>   - By default, s6 services are started with their cwd set in the
> service directory. Check there, you may have a coredump.

I managed to figure that one out. No dumps there. But ...

>   - Depending on how and when you start the supervision tree, the run
> scripts may not be inheriting the core dump settings that you have when
> you log in. A supervision tree will inherit boot time settings, which
> may or may not have been modified yet in the boot sequence depending on
> when you start s6-svscan, and all the services will start with the
> environment they inherit from s6-svscan.
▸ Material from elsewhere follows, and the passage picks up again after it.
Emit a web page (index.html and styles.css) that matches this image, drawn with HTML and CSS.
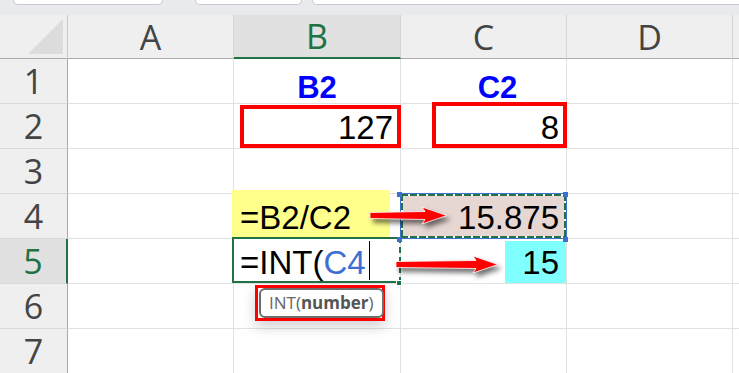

Check your boot scripts for
> the place where your core dump parameters are set (typically a sysctl
> invocation).

I continue to be confused about how to enable the core ulimit upon boot,
before s6-svscan starts. AFAICT, the sysctl service (which starts after
s6-svscan) can configure only one parameter, core_pattern, with which I can
only set a location. That is good but not enough. The needed ulimit
invocation wherever I put it comes in later by which time s6-svscan is
already launched with a core size of 0. So, I used a bigger hammer by
altering the s6-supervise process' core ulimit and that gave me the core,
found the bug, etc. Yaay.

I am in over my head. I know next to zero about runlevels and the
initialization orchestra. What is the correct way to get s6 to give me
something that looks like runlevel 5 (a graphical display manager)? From my
reading, is via bundles and I get the concept, but what is it that I
should bundle? Please ignore the question if it's out of place.